Work in MISUM also features on the international blog Primetime, which is run by the UN PRME initiative. In one of two articles, the Centre’s Director Lin Lerpold describes MISUM’s interdisciplinary research.

Strengthened by new sustainability initiative

Mistra’s staff are, of course, pleased by the publicity for MISUM and support expressed by the SSE management.
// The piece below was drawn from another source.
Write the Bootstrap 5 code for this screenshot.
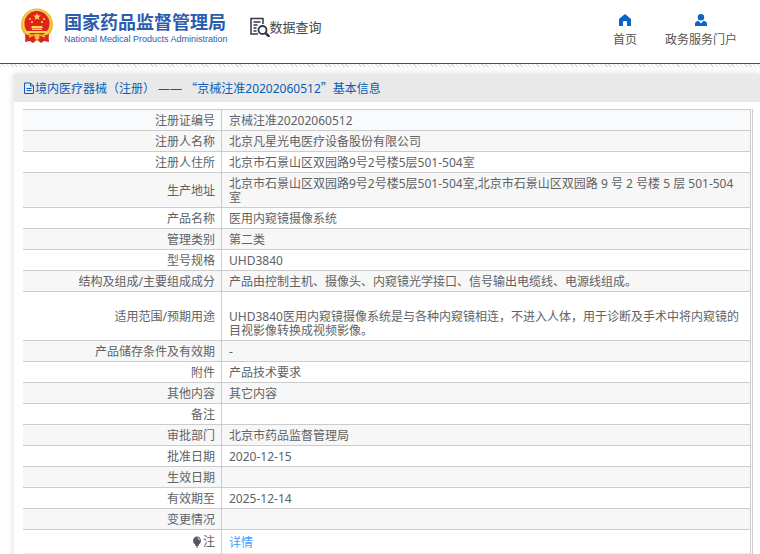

In his foreword to the report, President Lars Strannegård also refers to the SEK 40 million invested by the Global Challenges Foundation to integrate global sustainability challenges into the School’s education from 2016. Mistra’s Johan Edman approves: he hopes that this investment, along with Mistra’s funding of MISUM — SEK 55m over five years — will help to boost the integration of sustainability issues even more.

‘The investment from the Global Challenges Foundation generates further scope for sweeping changes at SSE, not only in research but also in undergraduate education as well.’